On Sun, 9 May 2010 23:30:32 -0700 (PDT), Daku <dakupoto@gmail.com>
wrote:

Could someone please clarify the following ?
Consider a LC-tank and a ring oscillator based voltage controlled
oscillator. In a LC-tank, the control voltage influences the
oscillation frequency - hence "voltage controlled oscillator". In a
ring oscillator based voltage controlled oscillator, the oscillation
frequency is independent of a control voltage. The control voltage
basically switches the inverters on and off. So how does one control
the oscillation frequency ??

Unless some other aspect than frequency is being controlled by the
control voltage (amplitude or phase or waveshape), your description is
contradictory. According to a google search, a "ring oscillator VCO"
is a string of inverting stages connected in a circle, whose frequency
of oscillation is changed by a control voltage that modifies
resistance or capacitance so as to change the delay. This could also
be called a "But...!" gate.

http://tinyurl.com/2564vxw

--
John

 

[Michael Black]

On Sun, 9 May 2010, Daku wrote:

Could someone please clarify the following ?
Consider a LC-tank and a ring oscillator based voltage controlled
oscillator. In a LC-tank, the control voltage influences the
oscillation frequency - hence "voltage controlled oscillator". In a
ring oscillator based voltage controlled oscillator, the oscillation
frequency is independent of a control voltage. The control voltage
basically switches the inverters on and off. So how does one control
the oscillation frequency ??

Lots of things can change frequency with voltage, some schemes work

better than others.

If you are really seeing a voltage variable ring oscillator (your
description almost sounds like it's merely a ring counter with a means
of turning it on and off, but that's not clear), there are various
things that might work.


For instance, for really cheap applications, or hobbyists playing around,
changing the voltage to the IC would change the frequency, though within a
limited range and it may impact on some other aspects of the oscillator.
But if you need a cheap and dirty VCO for some limited application, it
might work.

Another scheme is that by injecting a DC voltage into the right point, you
control the switching point of that stage, and that changes the frequency
of the ring counter.

Otherwise, you're back to changing the capacitor or resistor of the
ring counter to change frequency.

Note that one popular VCO is to use a 555 timer, and vary the voltage
on pin 5, the threshold level pin. That changes when the timer switches,
and thus allows for a limited variation of frequency by control voltage.
Similar schemes have been cooked up, though with such things one is
usually limited by how much you can vary the frequency, and it may
affect some other part of the oscillator. But again, if you only
need a small variation, it works and is simpler circuit wise than
a more complicated VCO.

Michael

 

[Tim Wescott]

Daku wrote:

Could someone please clarify the following ?
Consider a LC-tank and a ring oscillator based voltage controlled
oscillator. In a LC-tank, the control voltage influences the
oscillation frequency - hence "voltage controlled oscillator".

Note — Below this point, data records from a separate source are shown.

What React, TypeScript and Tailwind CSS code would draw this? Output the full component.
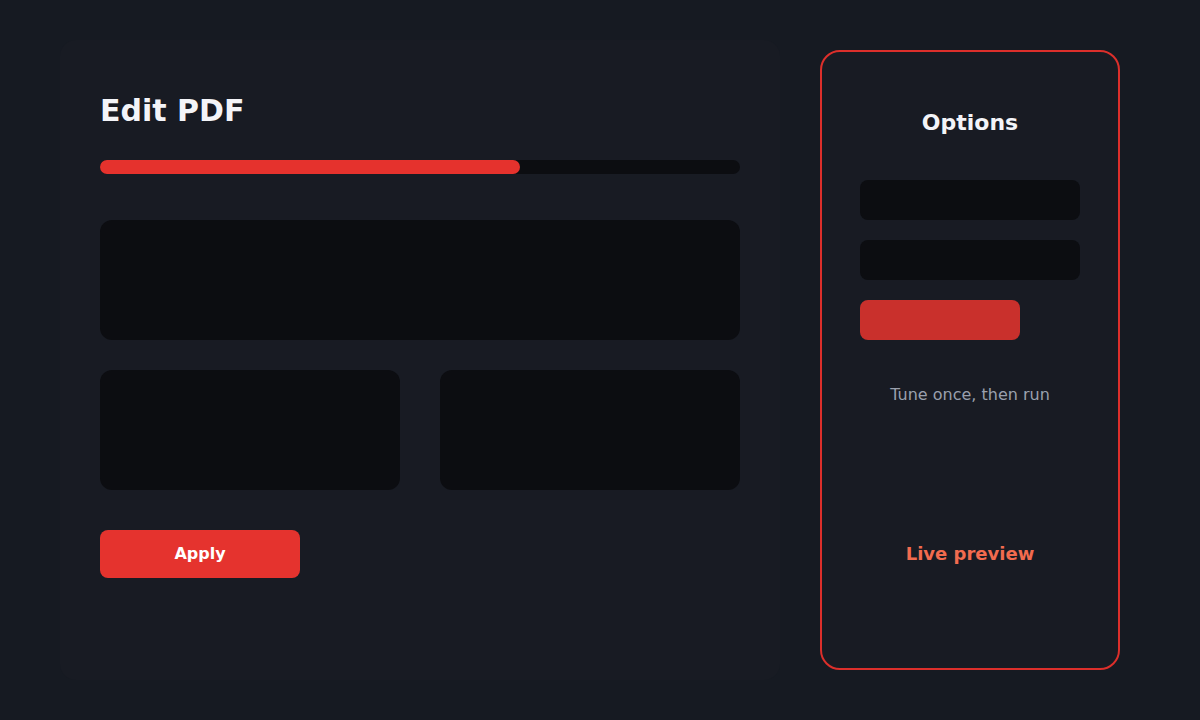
export default function App() {
  const progress = 65.625;

  return (
    <div
      className="flex h-[720px] w-[1200px] items-center gap-10 bg-[#161a22] pl-[60px]"
      style={{ fontFamily: '"DejaVu Sans", Verdana, sans-serif' }}
    >
      {/* Editor panel */}
      <section className="flex h-[640px] w-[720px] flex-col rounded-2xl bg-[#181b23] px-10 pt-[53px]">
        <h1 className="text-[30px] font-bold leading-[36px] text-[#f3f4f8]">Edit PDF</h1>

        <div className="mt-[31px] h-[14px] w-full rounded-full bg-[#0c0d11]">
          <div className="h-full rounded-full bg-[#e5322d]" style={{ width: `${progress}%` }} />
        </div>

        <div className="mt-[46px] h-[120px] rounded-xl bg-[#0c0d11]" />

        <div className="mt-[30px] grid grid-cols-2 gap-10">
          <div className="h-[120px] rounded-xl bg-[#0c0d11]" />
          <div className="h-[120px] rounded-xl bg-[#0c0d11]" />
        </div>

        <button className="mt-10 h-12 w-[200px] rounded-lg bg-[#e5332e] text-base font-bold text-white">
          Apply
        </button>
      </section>

      {/* Options card */}
      <aside className="flex h-[620px] w-[300px] flex-col items-center rounded-[20px] border-2 border-[#dc2f2b] bg-[#181b23] px-[38px] pt-[57px]">
        <h2 className="text-[22px] font-bold leading-[28px] text-[#f3f4f8]">Options</h2>

        <div className="mt-[43px] h-10 w-full rounded-lg bg-[#0c0d11]" />
        <div className="mt-5 h-10 w-full rounded-lg bg-[#0c0d11]" />
        <div className="mt-5 h-10 w-[160px] self-start rounded-lg bg-[#c9302c]" />

        <p className="mt-[43px] text-base leading-6 text-[#9aa0ad]">Tune once, then run</p>

        <p className="mt-[133px] text-lg font-bold leading-7 text-[#f26b4f]">Live preview</p>
      </aside>
    </div>
  );
}
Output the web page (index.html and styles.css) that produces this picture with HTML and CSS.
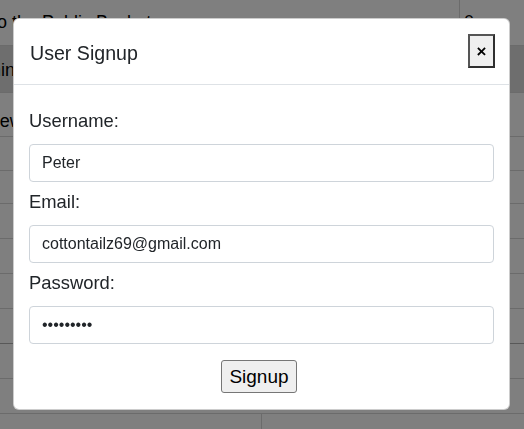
FILE: index.html
```html
<!DOCTYPE html>
<html lang="en">
<head>
<meta charset="utf-8">
<title>User Signup</title>
<link rel="stylesheet" href="styles.css">
</head>
<body>
<div class="page">
  <div class="row r1"><div class="cell c-main"><span class="title-cut">Upload to the Public Bucket</span></div><div class="cell c-num">0</div></div>
  <div class="row r2 band"><div class="cell c-main"><span class="cut2">Admin.</span></div><div class="cell c-num"></div></div>
  <div class="row r3"><div class="cell c-main"><span class="cut3">View</span></div><div class="cell c-num"></div></div>
  <div class="row h34"></div>
  <div class="row h33"></div>
  <div class="row h35"></div>
  <div class="row h35"></div>
  <div class="row h35"></div>
  <div class="row h35 strong"></div>
  <div class="row h35"></div>
  <div class="row h35"></div>
  <div class="row last"><div class="cell half"></div><div class="cell half"></div></div>
</div>

<div class="backdrop"></div>

<div class="modal">
  <div class="modal-header">
    <h5 class="modal-title">User Signup</h5>
    <button class="close-btn" type="button">&times;</button>
  </div>
  <form class="modal-body">
    <label class="field-label" for="u">Username:</label>
    <input class="field" id="u" type="text" value="Peter">
    <label class="field-label" for="e">Email:</label>
    <input class="field" id="e" type="text" value="cottontailz69@gmail.com">
    <label class="field-label" for="p">Password:</label>
    <input class="field" id="p" type="password" value="123456789">
    <div class="actions"><button class="submit" type="button">Signup</button></div>
  </form>
</div>
</body>
</html>
```
FILE: styles.css
```css
* { box-sizing: border-box; }
html, body { margin: 0; padding: 0; }
body {
  font-family: "Liberation Sans", Arial, sans-serif;
  color: #212529;
  background: #fff;
  width: 524px;
  height: 429px;
  overflow: hidden;
}
.page {
  display: flex;
  flex-direction: column;
  height: 429px;
  overflow: hidden;
}
.row {
  display: flex;
  border-bottom: 1px solid #d6d6d6;
  flex: none;
}
.r1 { height: 46px; }
.r2 { height: 47px; }
.r3 { height: 44px; }
.h34 { height: 34px; }
.h33 { height: 33px; }
.h35 { height: 35px; }
.strong { border-bottom-color: #b0b0b0; }
.last { height: 16px; border-bottom: none; }
.band { background: #dcdcdc; }
.cell { overflow: hidden; white-space: nowrap; font-size: 18px; color: #000; }
.c-main { width: 460px; border-right: 1px solid #d6d6d6; padding-top: 12px; }
.c-num { flex: 1; padding: 12px 0 0 4px; }
.r2 .c-main, .r3 .c-main { border-right: none; }
.r2 .c-num, .r3 .c-num { border: none; }
.title-cut { display: inline-block; text-indent: -70px; }
.cut2 { display: inline-block; text-indent: -36px; padding-top: 2px; }
.cut3 { display: inline-block; text-indent: -16px; padding-top: 6px; }
.half { width: 264px; }
.half:first-child { border-right: 1px solid #d6d6d6; }

.backdrop {
  position: fixed;
  inset: 0;
  background: rgba(0, 0, 0, 0.5);
}

.modal {
  position: fixed;
  left: 13px;
  top: 18px;
  width: 497px;
  background: #fff;
  border: 1px solid rgba(0, 0, 0, 0.2);
  border-radius: 6px;
  display: flex;
  flex-direction: column;
}
.modal-header {
  display: flex;
  align-items: flex-start;
  justify-content: space-between;
  padding: 15px 14px 16px 16px;
  border-bottom: 1px solid #dee2e6;
}
.modal-title {
  margin: 5px 0 0;
  font-size: 19.6px;
  font-weight: 400;
  line-height: 1.5;
}
.close-btn {
  width: 27px;
  height: 34px;
  padding: 0;
  background: #efefef;
  border: 2px solid #2f2f2f;
  border-top-color: #555;
  border-left-color: #555;
  font-family: "Liberation Sans", Arial, sans-serif;
  font-size: 17px;
  font-weight: 700;
  line-height: 1;
  color: #000;
}
.modal-body {
  display: flex;
  flex-direction: column;
  padding: 16px 15px 16px 15px;
  margin: 0;
}
.field-label {
  display: block;
  font-size: 18.4px;
  line-height: 27px;
  margin: 6px 0 10px;
}
.field {
  display: block;
  width: 100%;
  height: 38px;
  padding: 6px 12px;
  font-family: "Liberation Sans", Arial, sans-serif;
  font-size: 16px;
  color: #212529;
  background: #fff;
  border: 1px solid #ced4da;
  border-radius: 4px;
  outline: none;
}
.actions {
  display: flex;
  justify-content: center;
  margin-top: 16px;
  padding-right: 5px;
}
.submit {
  width: 76px;
  height: 33px;
  padding: 0;
  font-family: "Liberation Sans", Arial, sans-serif;
  font-size: 19px;
  color: #000;
  background: #efefef;
  border: 1px solid #767676;
  border-radius: 3px;
}
```
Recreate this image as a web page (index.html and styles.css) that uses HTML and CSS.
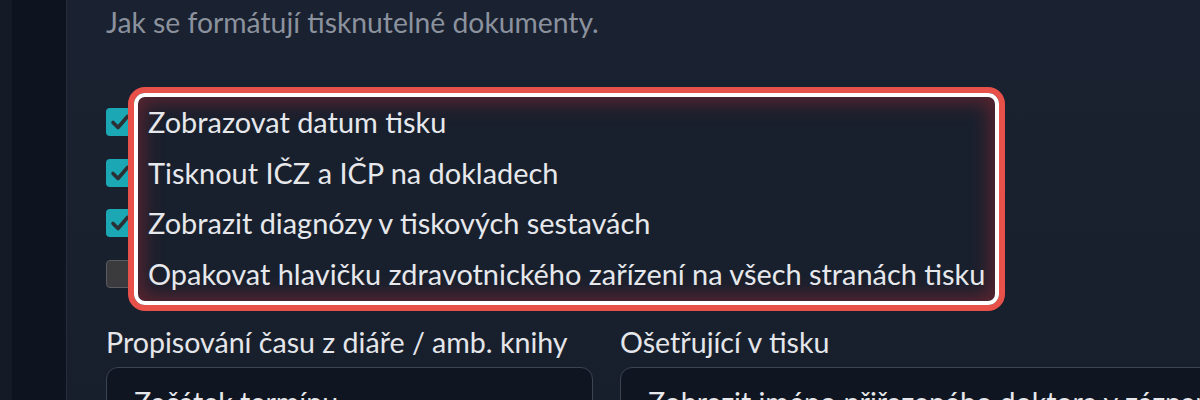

In general, LC tanks don't have control voltage ports, so their
resonance frequency can't be controlled by a voltage. In VCO usage,
there's a voltage-controlled part -- nearly always a varactor diode,
although there are other ways to control the frequency of an LC
oscillator, if you're feeling perverse.

In a
ring oscillator based voltage controlled oscillator, the oscillation
frequency is independent of a control voltage. The control voltage
basically switches the inverters on and off. So how does one control
the oscillation frequency ??

Like the LC oscillator, a ring oscillator is not an inherently voltage
controlled device. Like the LC oscillator, if one wants to base a VCO
on a ring oscillator, one must modify one's oscillator to respond to a
control voltage.

There must be a real question buried in here, but you've worked so hard
to abstract your question from what you're doing that you've lost the
sense of it. Try again, starting with what you want to _do_ -- even if
it's to understand why professor X and university Y has published an
article about phase locked loops using ring oscillators.

With a sensible question, perhaps we can make sensible answers.

With a more detailed but still mangled question, perhaps we can help you
make a sensible question.

--
Tim Wescott
Control system and signal processing consulting
www.wescottdesign.com

 

[George Herold]

On May 10, 11:52 am, Tim Wescott <t...@seemywebsite.now> wrote:

Daku wrote:
Could someone please clarify the following ?
Consider a LC-tank and a ring oscillator based voltage controlled
oscillator. In a LC-tank, the control voltage influences the
oscillation frequency - hence "voltage controlled oscillator".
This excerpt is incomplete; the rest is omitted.